Biden has proposed limiting a break on real estate transactions. He would cap at $500,000 the value of 1031(b) exchanges, which have essentially allowed real estate investors to roll gains from the sale of buildings into new buildings without ever paying capital gains taxes on them. Coupled with the step-up in basis at death, which wiped out all the gains in value of the buildings, this was a large tax break for families whose wealth rested on real estate investment and ownership.

What is less known is what, if anything, may be adopted from the “For the 99.5%” plan. The plan would close some popular tax-reduction strategies, many of which were targeted during the Obama administration.

Three of the proposals would be relatively easy to enact.

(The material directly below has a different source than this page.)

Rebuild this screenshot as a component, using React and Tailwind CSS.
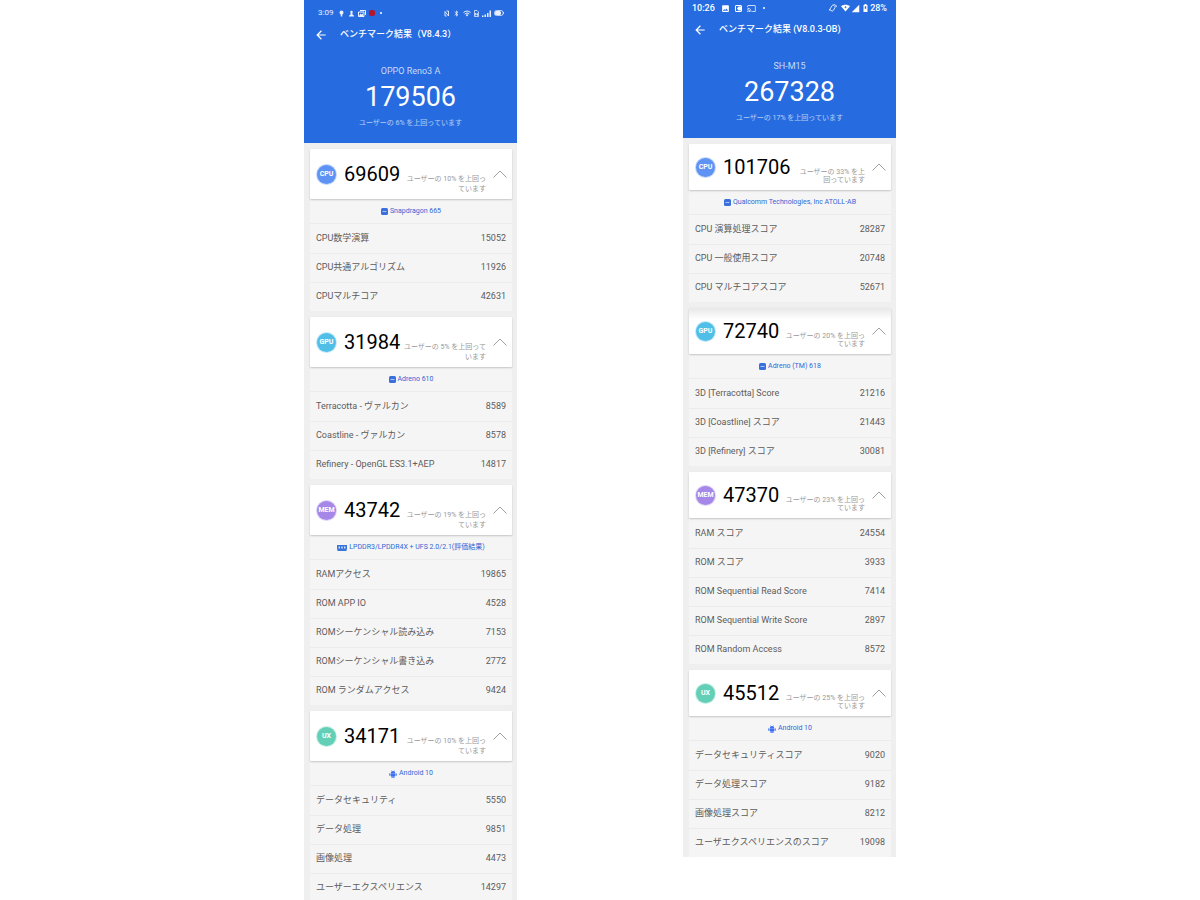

One would end short-term trusts that allow people to pass tax-free to their heirs expected appreciation — say from the sale of a private business. Another would limit tax-free gifts that can be given each year to trusts to fund things like life insurance to pay estate taxes. A third would curtail special tax treatment that family partnerships receive, even when they own liquid securities and not an operating business.

“They already have the regulations written for these,” Lucina said. “I don’t want to scare anyone that these will be enacted. But some of these could be enacted quickly and looked at as loophole closers.”